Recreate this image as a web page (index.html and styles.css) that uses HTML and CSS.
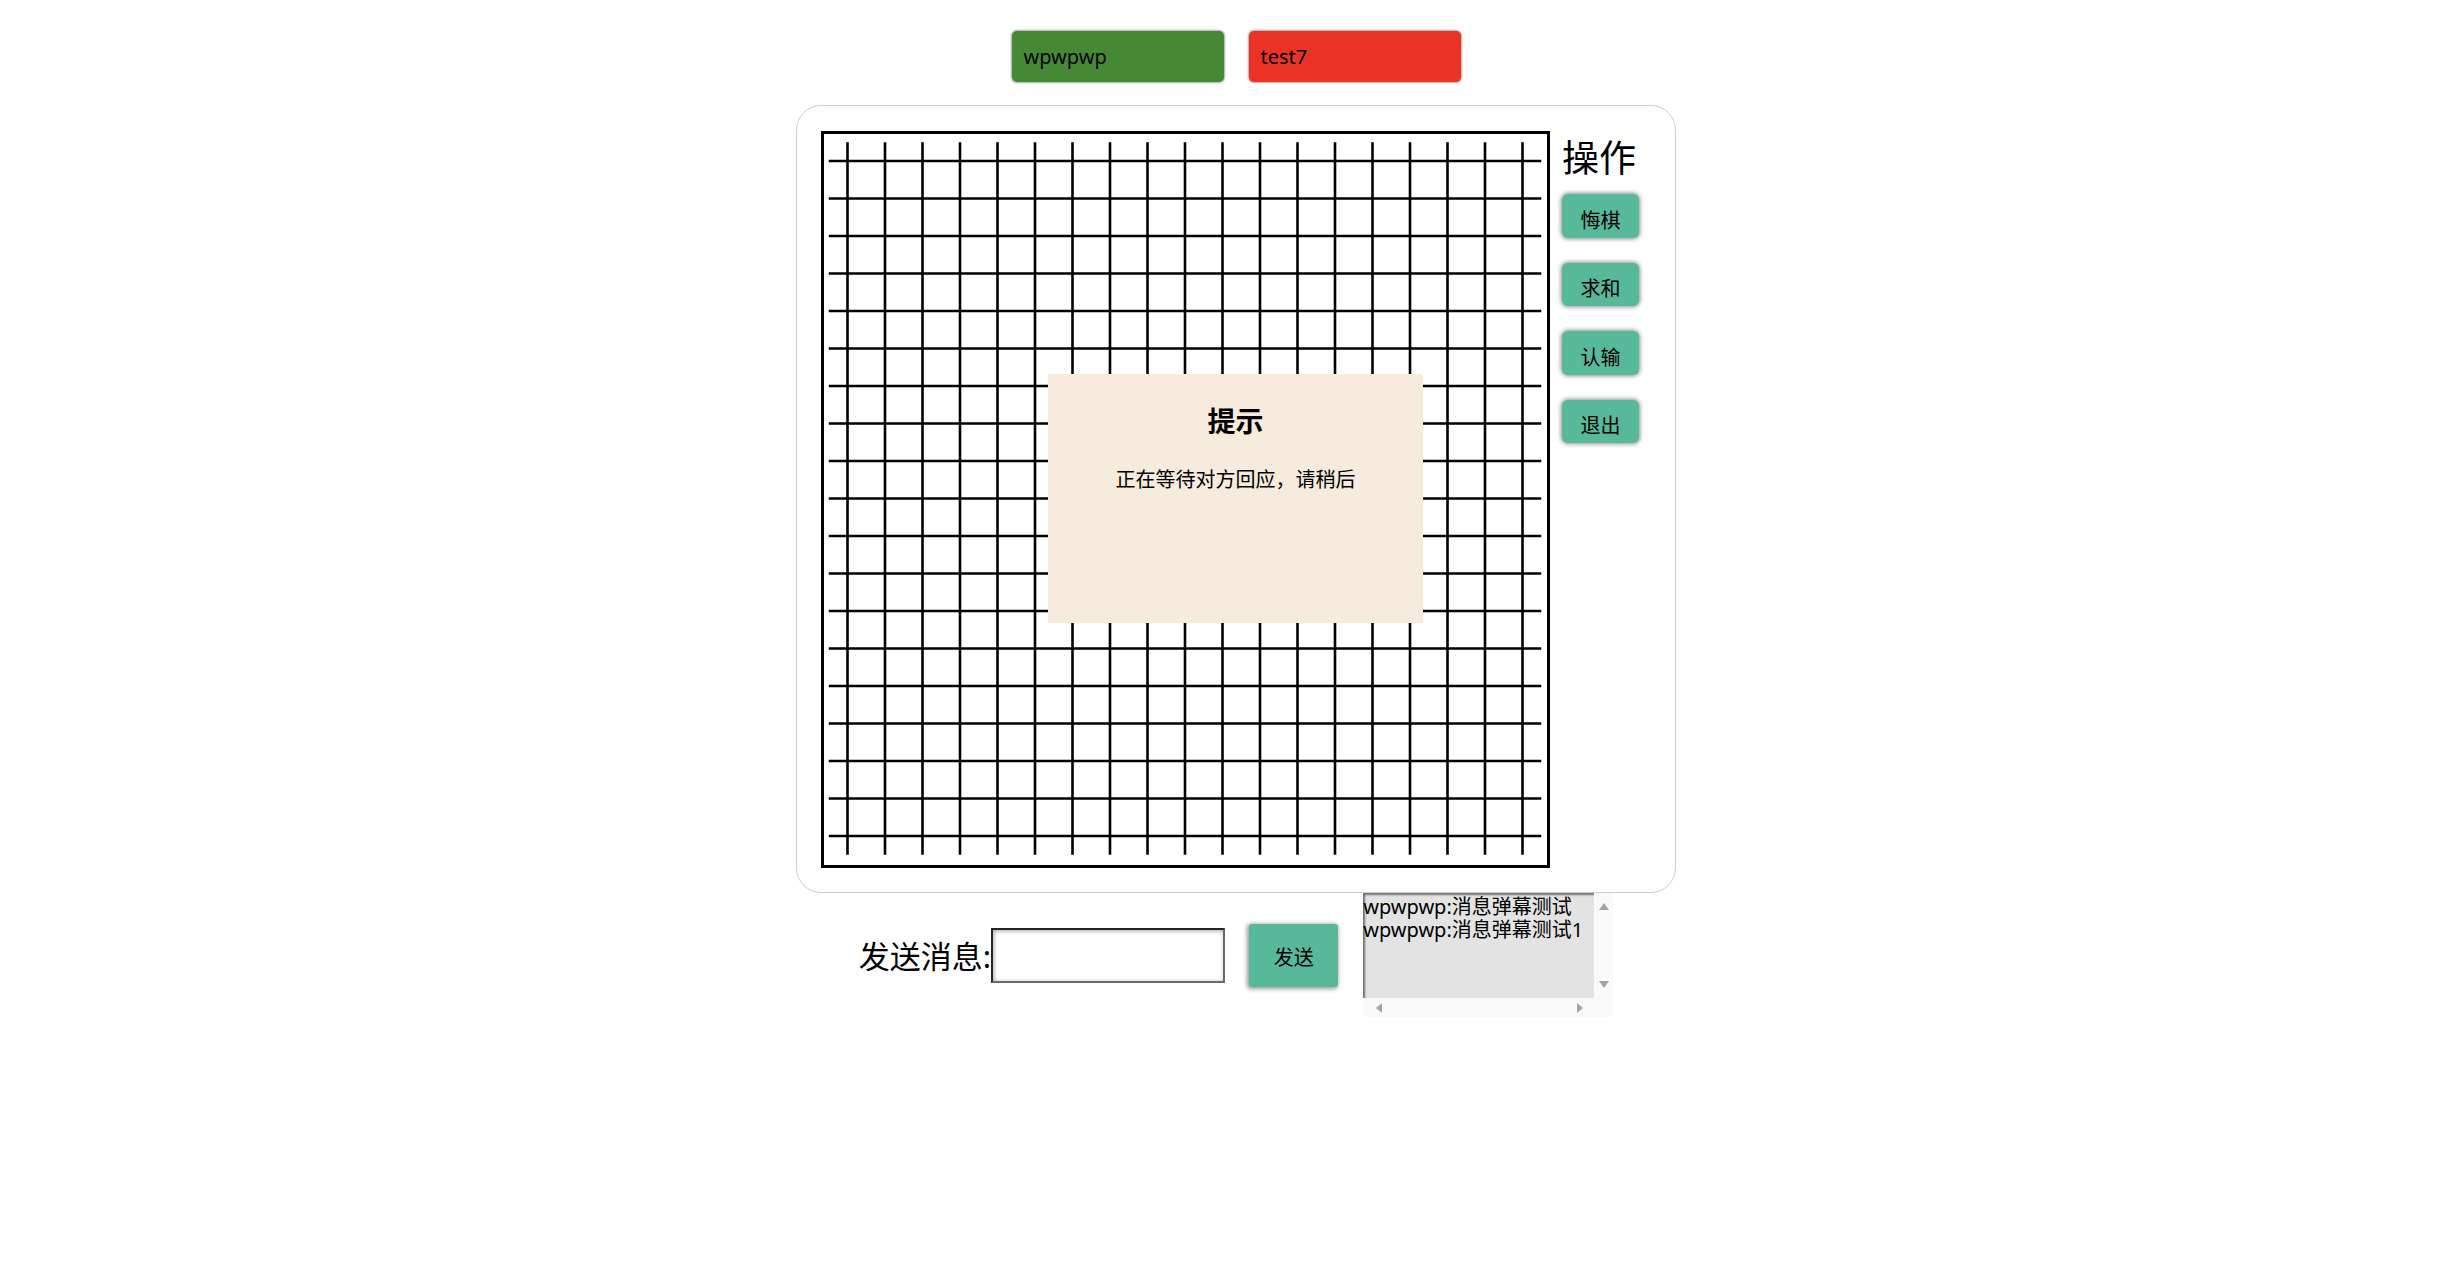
FILE: index.html
```html
<!DOCTYPE html>
<html lang="zh-CN">
<head>
<meta charset="utf-8">
<title>对局</title>
<link rel="stylesheet" href="styles.css">
</head>
<body>
<div class="page">
  <div class="players">
    <div class="player player-me">wpwpwp</div>
    <div class="player player-opp">test7</div>
  </div>

  <div class="table">
    <div class="board">
      <svg class="grid" width="723" height="731" viewBox="0 0 723 731">
        <path fill="none" stroke="#000" stroke-width="2.6" d="M23.5 8.25V720.75M61 8.25V720.75M98.5 8.25V720.75M136 8.25V720.75M173.5 8.25V720.75M211 8.25V720.75M248.5 8.25V720.75M286 8.25V720.75M323.5 8.25V720.75M361 8.25V720.75M398.5 8.25V720.75M436 8.25V720.75M473.5 8.25V720.75M511 8.25V720.75M548.5 8.25V720.75M586 8.25V720.75M623.5 8.25V720.75M661 8.25V720.75M698.5 8.25V720.75M4.75 27H717.25M4.75 64.5H717.25M4.75 102H717.25M4.75 139.5H717.25M4.75 177H717.25M4.75 214.5H717.25M4.75 252H717.25M4.75 289.5H717.25M4.75 327H717.25M4.75 364.5H717.25M4.75 402H717.25M4.75 439.5H717.25M4.75 477H717.25M4.75 514.5H717.25M4.75 552H717.25M4.75 589.5H717.25M4.75 627H717.25M4.75 664.5H717.25M4.75 702H717.25"/>
      </svg>
    </div>

    <div class="ops">
      <div class="ops-title">操作</div>
      <button class="op-btn">悔棋</button>
      <button class="op-btn">求和</button>
      <button class="op-btn">认输</button>
      <button class="op-btn">退出</button>
    </div>

    <div class="dialog">
      <div class="dialog-title">提示</div>
      <div class="dialog-text">正在等待对方回应，请稍后</div>
    </div>
  </div>

  <div class="chatbar">
    <label class="chat-label" for="msg">发送消息:</label>
    <input class="chat-input" id="msg" type="text">
    <button class="send-btn">发送</button>
    <div class="chat">
      <div class="chat-text">wpwpwp:消息弹幕测试<br>wpwpwp:消息弹幕测试1</div>
      <div class="vbar"><span class="tri tri-up"></span><span class="tri tri-down"></span></div>
      <div class="hbar"><span class="tri tri-left"></span><span class="tri tri-right"></span></div>
      <div class="corner"></div>
    </div>
  </div>
</div>
</body>
</html>
```
FILE: styles.css
```css
* { box-sizing: border-box; }

html, body {
  margin: 0;
  padding: 0;
  background: #fff;
}

body {
  font-family: "Noto Sans", "Noto Sans CJK SC", sans-serif;
  color: #000;
}

.page {
  display: flex;
  flex-direction: column;
  align-items: center;
  padding-top: 31px;
  padding-left: 11px;
}

/* players */
.players {
  display: flex;
  gap: 25px;
}

.player {
  width: 212px;
  height: 51px;
  border-radius: 5px;
  display: flex;
  align-items: center;
  padding: 1px 12px 0;
  font-size: 20px;
  line-height: 20px;
  box-shadow: 0 0 2px 1px rgba(0, 0, 0, 0.35);
}

.player-me { background: #468934; }
.player-opp { background: #ea3324; }

/* table */
.table {
  position: relative;
  margin-top: 23px;
  width: 880px;
  height: 788px;
  border: 1px solid #cfcfcf;
  border-radius: 25px;
  padding: 25px 24px 24px 24px;
  display: flex;
  align-items: flex-start;
}

.board {
  width: 729px;
  height: 737px;
  border: 3px solid #000;
  flex: none;
  background: #fff;
}

.grid { display: block; }

.ops {
  margin-left: 12px;
  padding-top: 7px;
  display: flex;
  flex-direction: column;
  align-items: flex-start;
}

.ops-title {
  font-family: "Noto Sans CJK SC", sans-serif;
  font-size: 37px;
  line-height: 37px;
  margin-bottom: 19px;
}

.op-btn {
  width: 77px;
  height: 43.5px;
  margin: 0 0 25px 0;
  border: none;
  border-radius: 6px;
  background: #58b99a;
  box-shadow: 0 0 4px 1px rgba(0, 0, 0, 0.45);
  font-family: "Noto Sans CJK SC", sans-serif;
  font-size: 20px;
  line-height: 20px;
  padding: 8px 0 0;
  color: #000;
}

.dialog {
  position: absolute;
  left: 251px;
  top: 268px;
  width: 375px;
  height: 249px;
  background: #f6ebdc;
  text-align: center;
  font-family: "Noto Sans CJK SC", sans-serif;
}

.dialog-title {
  margin-top: 32px;
  font-size: 28px;
  line-height: 28px;
  font-weight: 700;
}

.dialog-text {
  margin-top: 35px;
  font-size: 20px;
  line-height: 20px;
}

/* chat bar */
.chatbar {
  display: flex;
  align-items: center;
  height: 124px;
}

.chat-label {
  font-size: 31px;
  line-height: 31px;
  padding-top: 2px;
}

.chat-input {
  width: 234px;
  height: 55px;
  margin: 0;
  border: 2px solid;
  border-color: #262626 #6a6a6a #6a6a6a #262626;
  box-shadow: inset 1px 1px 4px rgba(0, 0, 0, 0.35);
  background: #fff;
  font-size: 20px;
  padding: 0 4px;
  outline: none;
}

.send-btn {
  width: 89px;
  height: 63px;
  margin-left: 24px;
  border: none;
  border-radius: 3px;
  background: #58b99a;
  box-shadow: -1px 1px 4px 1px rgba(0, 0, 0, 0.4);
  font-family: "Noto Sans CJK SC", sans-serif;
  font-size: 20px;
  line-height: 20px;
  padding: 3px 0 0;
  color: #000;
}

.chat {
  margin-left: 25px;
  width: 250px;
  height: 124px;
  display: grid;
  grid-template-columns: 231px 19px;
  grid-template-rows: 105px 19px;
  background: #fafafa;
}

.chat-text {
  background: #e3e3e3;
  box-shadow: inset 2px 2px 2px rgba(0, 0, 0, 0.5);
  font-size: 20px;
  line-height: 23px;
  padding-top: 2px;
  white-space: nowrap;
  overflow: hidden;
}

.vbar {
  display: flex;
  flex-direction: column;
  justify-content: space-between;
  align-items: center;
  padding: 10px 0 10px;
}

.hbar {
  display: flex;
  justify-content: space-between;
  align-items: center;
  padding: 0 11px 0 13px;
}

.tri {
  width: 0;
  height: 0;
  border-style: solid;
  border-color: transparent;
}

.tri-up {
  border-width: 0 5px 7px;
  border-bottom-color: #a3a3a3;
}

.tri-down {
  border-width: 7px 5px 0;
  border-top-color: #a3a3a3;
}

.tri-left {
  border-width: 5px 6px 5px 0;
  border-right-color: #a3a3a3;
}

.tri-right {
  border-width: 5px 0 5px 6px;
  border-left-color: #a3a3a3;
}
```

_ _ _ _ _ _ _

* Aim of the exercise:
Set down the material above as is, without any pictures.

* Solution to this task:
Recreate this image as a web page (index.html and styles.css) that uses HTML and CSS.
FILE: index.html
```html
<!DOCTYPE html>
<html lang="zh-CN">
<head>
<meta charset="utf-8">
<title>对局</title>
<link rel="stylesheet" href="styles.css">
</head>
<body>
<div class="page">
  <div class="players">
    <div class="player player-me">wpwpwp</div>
    <div class="player player-opp">test7</div>
  </div>

  <div class="table">
    <div class="board">
      <svg class="grid" width="723" height="731" viewBox="0 0 723 731">
        <path fill="none" stroke="#000" stroke-width="2.6" d="M23.5 8.25V720.75M61 8.25V720.75M98.5 8.25V720.75M136 8.25V720.75M173.5 8.25V720.75M211 8.25V720.75M248.5 8.25V720.75M286 8.25V720.75M323.5 8.25V720.75M361 8.25V720.75M398.5 8.25V720.75M436 8.25V720.75M473.5 8.25V720.75M511 8.25V720.75M548.5 8.25V720.75M586 8.25V720.75M623.5 8.25V720.75M661 8.25V720.75M698.5 8.25V720.75M4.75 27H717.25M4.75 64.5H717.25M4.75 102H717.25M4.75 139.5H717.25M4.75 177H717.25M4.75 214.5H717.25M4.75 252H717.25M4.75 289.5H717.25M4.75 327H717.25M4.75 364.5H717.25M4.75 402H717.25M4.75 439.5H717.25M4.75 477H717.25M4.75 514.5H717.25M4.75 552H717.25M4.75 589.5H717.25M4.75 627H717.25M4.75 664.5H717.25M4.75 702H717.25"/>
      </svg>
    </div>

    <div class="ops">
      <div class="ops-title">操作</div>
      <button class="op-btn">悔棋</button>
      <button class="op-btn">求和</button>
      <button class="op-btn">认输</button>
      <button class="op-btn">退出</button>
    </div>

    <div class="dialog">
      <div class="dialog-title">提示</div>
      <div class="dialog-text">正在等待对方回应，请稍后</div>
    </div>
  </div>

  <div class="chatbar">
    <label class="chat-label" for="msg">发送消息:</label>
    <input class="chat-input" id="msg" type="text">
    <button class="send-btn">发送</button>
    <div class="chat">
      <div class="chat-text">wpwpwp:消息弹幕测试<br>wpwpwp:消息弹幕测试1</div>
      <div class="vbar"><span class="tri tri-up"></span><span class="tri tri-down"></span></div>
      <div class="hbar"><span class="tri tri-left"></span><span class="tri tri-right"></span></div>
      <div class="corner"></div>
    </div>
  </div>
</div>
</body>
</html>
```
FILE: styles.css
```css
* { box-sizing: border-box; }

html, body {
  margin: 0;
  padding: 0;
  background: #fff;
}

body {
  font-family: "Noto Sans", "Noto Sans CJK SC", sans-serif;
  color: #000;
}

.page {
  display: flex;
  flex-direction: column;
  align-items: center;
  padding-top: 31px;
  padding-left: 11px;
}

/* players */
.players {
  display: flex;
  gap: 25px;
}

.player {
  width: 212px;
  height: 51px;
  border-radius: 5px;
  display: flex;
  align-items: center;
  padding: 1px 12px 0;
  font-size: 20px;
  line-height: 20px;
  box-shadow: 0 0 2px 1px rgba(0, 0, 0, 0.35);
}

.player-me { background: #468934; }
.player-opp { background: #ea3324; }

/* table */
.table {
  position: relative;
  margin-top: 23px;
  width: 880px;
  height: 788px;
  border: 1px solid #cfcfcf;
  border-radius: 25px;
  padding: 25px 24px 24px 24px;
  display: flex;
  align-items: flex-start;
}

.board {
  width: 729px;
  height: 737px;
  border: 3px solid #000;
  flex: none;
  background: #fff;
}

.grid { display: block; }

.ops {
  margin-left: 12px;
  padding-top: 7px;
  display: flex;
  flex-direction: column;
  align-items: flex-start;
}

.ops-title {
  font-family: "Noto Sans CJK SC", sans-serif;
  font-size: 37px;
  line-height: 37px;
  margin-bottom: 19px;
}

.op-btn {
  width: 77px;
  height: 43.5px;
  margin: 0 0 25px 0;
  border: none;
  border-radius: 6px;
  background: #58b99a;
  box-shadow: 0 0 4px 1px rgba(0, 0, 0, 0.45);
  font-family: "Noto Sans CJK SC", sans-serif;
  font-size: 20px;
  line-height: 20px;
  padding: 8px 0 0;
  color: #000;
}

.dialog {
  position: absolute;
  left: 251px;
  top: 268px;
  width: 375px;
  height: 249px;
  background: #f6ebdc;
  text-align: center;
  font-family: "Noto Sans CJK SC", sans-serif;
}

.dialog-title {
  margin-top: 32px;
  font-size: 28px;
  line-height: 28px;
  font-weight: 700;
}

.dialog-text {
  margin-top: 35px;
  font-size: 20px;
  line-height: 20px;
}

/* chat bar */
.chatbar {
  display: flex;
  align-items: center;
  height: 124px;
}

.chat-label {
  font-size: 31px;
  line-height: 31px;
  padding-top: 2px;
}

.chat-input {
  width: 234px;
  height: 55px;
  margin: 0;
  border: 2px solid;
  border-color: #262626 #6a6a6a #6a6a6a #262626;
  box-shadow: inset 1px 1px 4px rgba(0, 0, 0, 0.35);
  background: #fff;
  font-size: 20px;
  padding: 0 4px;
  outline: none;
}

.send-btn {
  width: 89px;
  height: 63px;
  margin-left: 24px;
  border: none;
  border-radius: 3px;
  background: #58b99a;
  box-shadow: -1px 1px 4px 1px rgba(0, 0, 0, 0.4);
  font-family: "Noto Sans CJK SC", sans-serif;
  font-size: 20px;
  line-height: 20px;
  padding: 3px 0 0;
  color: #000;
}

.chat {
  margin-left: 25px;
  width: 250px;
  height: 124px;
  display: grid;
  grid-template-columns: 231px 19px;
  grid-template-rows: 105px 19px;
  background: #fafafa;
}

.chat-text {
  background: #e3e3e3;
  box-shadow: inset 2px 2px 2px rgba(0, 0, 0, 0.5);
  font-size: 20px;
  line-height: 23px;
  padding-top: 2px;
  white-space: nowrap;
  overflow: hidden;
}

.vbar {
  display: flex;
  flex-direction: column;
  justify-content: space-between;
  align-items: center;
  padding: 10px 0 10px;
}

.hbar {
  display: flex;
  justify-content: space-between;
  align-items: center;
  padding: 0 11px 0 13px;
}

.tri {
  width: 0;
  height: 0;
  border-style: solid;
  border-color: transparent;
}

.tri-up {
  border-width: 0 5px 7px;
  border-bottom-color: #a3a3a3;
}

.tri-down {
  border-width: 7px 5px 0;
  border-top-color: #a3a3a3;
}

.tri-left {
  border-width: 5px 6px 5px 0;
  border-right-color: #a3a3a3;
}

.tri-right {
  border-width: 5px 0 5px 6px;
  border-left-color: #a3a3a3;
}
```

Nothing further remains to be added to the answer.